The point is a capital/wealth tax is a lot harder if not impossible for the wealthy to escape.

They could jack the top income tax to 50% and it would mainly hit middle class toilers. The ultra rich always have means of accounting gimmicks to minimise income, but they can't hide the value of the wealth or capital they possess. That as I understand it is the beauty of Morgan tax.

Of course the problem arises when he doesn't follow through with his promise to cut personal income taxes in compensation. Imo his proposal fits best with a lower, flat personal income tax rate of say 20%.

The problem is that nobody really understands his policy, that alone sinks it. This comments thread is a sample that's vastly more intelligent than the average kiwi, and I reckon about 10% max truly understand it here. Leaving it absolutely no chance of being sold to the public.

So if i hypothetically set up a family trust domiciled in Singapore and then Borrowed 100% of the equity in my property portfolio from it such that I personally have 0 equity (it is instead all owned by the foreign domiciled trust / mortgaged to the foreign domiciled trust), how much wealth tax would I pay?

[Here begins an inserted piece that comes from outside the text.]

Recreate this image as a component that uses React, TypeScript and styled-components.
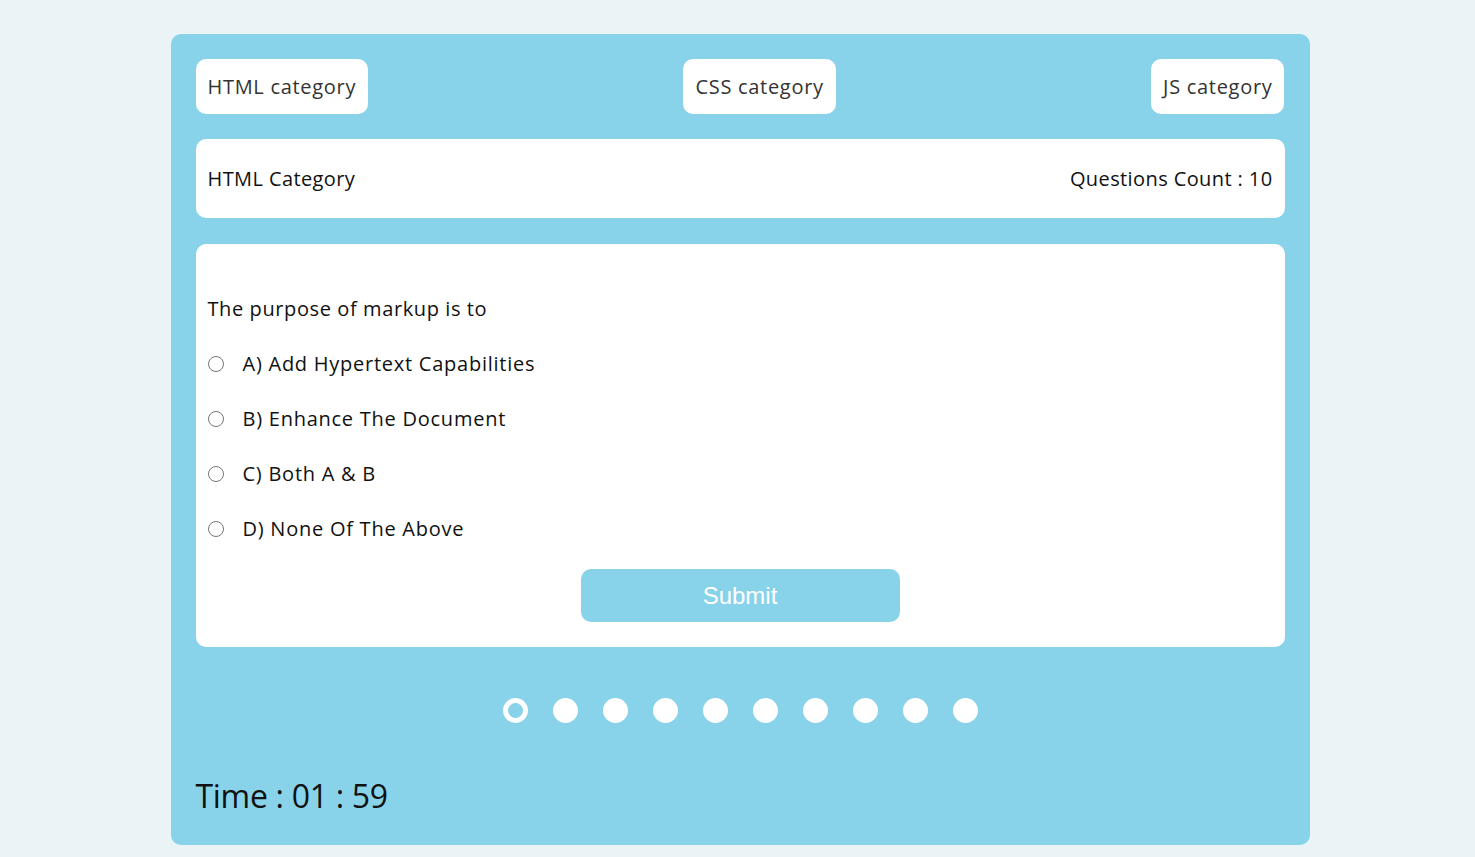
import React from "react";
import styled, { createGlobalStyle } from "styled-components";

const Global = createGlobalStyle`
  html, body { margin: 0; padding: 0; }
  body {
    background: #eaf3f6;
    font-family: "Open Sans", "Noto Sans", sans-serif;
  }
`;

const Page = styled.div`
  width: 1475px;
  height: 857px;
  padding-top: 34px;
  box-sizing: border-box;
  display: flex;
  justify-content: center;
`;

const Card = styled.div`
  width: 1139px;
  height: 811px;
  box-sizing: border-box;
  margin-left: 5px;
  background: #88d3ea;
  border-radius: 10px;
  padding: 25px;
  display: flex;
  flex-direction: column;
`;

const Tabs = styled.div`
  display: flex;
  justify-content: space-between;
  height: 55px;
`;

const Tab = styled.button`
  height: 55px;
  border: none;
  background: #fff;
  border-radius: 10px;
  padding: 0 12px;
  font-family: "Open Sans", "Noto Sans", sans-serif;
  font-size: 20px;
  letter-spacing: 0.7px;
  color: #333;
  cursor: pointer;
`;

const InfoBar = styled.div`
  margin-top: 25px;
  height: 79px;
  background: #fff;
  border-radius: 10px;
  padding: 0 12px;
  display: flex;
  align-items: center;
  justify-content: space-between;
  font-size: 20px;
  letter-spacing: 0.4px;
  color: #111;
`;

const QuestionBox = styled.div`
  margin-top: 26px;
  height: 403px;
  box-sizing: border-box;
  background: #fff;
  border-radius: 10px;
  padding: 50px 12px 25px;
  display: flex;
  flex-direction: column;
`;

const Question = styled.div`
  font-size: 20px;
  line-height: 30px;
  letter-spacing: 0.6px;
  color: #111;
`;

const Options = styled.div`
  margin-top: 12px;
  display: flex;
  flex-direction: column;
`;

const Option = styled.label`
  height: 55px;
  display: flex;
  align-items: center;
  gap: 19px;
  font-size: 20px;
  letter-spacing: 0.75px;
  color: #111;
  cursor: pointer;
`;

const Radio = styled.input`
  margin: 0;
  width: 16px;
  height: 16px;
`;

const Submit = styled.button`
  margin: 13px auto 0;
  width: 319px;
  height: 53px;
  border: none;
  border-radius: 10px;
  background: #88d3ea;
  color: #fff;
  font-family: "Liberation Sans", Arial, sans-serif;
  font-size: 24px;
  cursor: pointer;
`;

const Dots = styled.div`
  margin-top: 51px;
  display: flex;
  justify-content: center;
  gap: 25px;
`;

const Dot = styled.span<{ $active?: boolean }>`
  width: 25px;
  height: 25px;
  border-radius: 50%;
  box-sizing: border-box;
  background: ${(p) => (p.$active ? "transparent" : "#fff")};
  border: ${(p) => (p.$active ? "5px solid #fff" : "none")};
`;

const Timer = styled.div`
  margin-top: 53px;
  font-size: 32px;
  line-height: 40px;
  letter-spacing: -0.3px;
  color: #111;
`;

const options = [
  "A) Add Hypertext Capabilities",
  "B) Enhance The Document",
  "C) Both A & B",
  "D) None Of The Above",
];

export default function App() {
  return (
    <>
      <Global />
      <Page>
        <Card>
          <Tabs>
            <Tab>HTML category</Tab>
            <Tab>CSS category</Tab>
            <Tab>JS category</Tab>
          </Tabs>
          <InfoBar>
            <span>HTML Category</span>
            <span>Questions Count : 10</span>
          </InfoBar>
          <QuestionBox>
            <Question>The purpose of markup is to</Question>
            <Options>
              {options.map((o) => (
                <Option key={o}>
                  <Radio type="radio" name="answer" />
                  {o}
                </Option>
              ))}
            </Options>
            <Submit>Submit</Submit>
          </QuestionBox>
          <Dots>
            {Array.from({ length: 10 }).map((_, i) => (
              <Dot key={i} $active={i === 0} />
            ))}
          </Dots>
          <Timer>Time : 01 : 59</Timer>
        </Card>
      </Page>
    </>
  );
}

Does this method not sound much simpler than trying to shift income around and navigating "thin capitalization" rules, arranging hybrid mismatches, etc?

Doesn't it strike you as odd that a family with such a huge amount of wealth would propose a inescapable wealth tax. Do a thought experiment and imagine that GM becomes a kingmaker. Now what is the most likely coalition outcome? One thing is for sure that neither major political parties would support his radical moves. I interpret GM as unpredictable yet siphoning votes from Labour and the Greens and mainly NZF. That's probably a bit unfair since Morgan passes my two point character test of intelligence and good-will.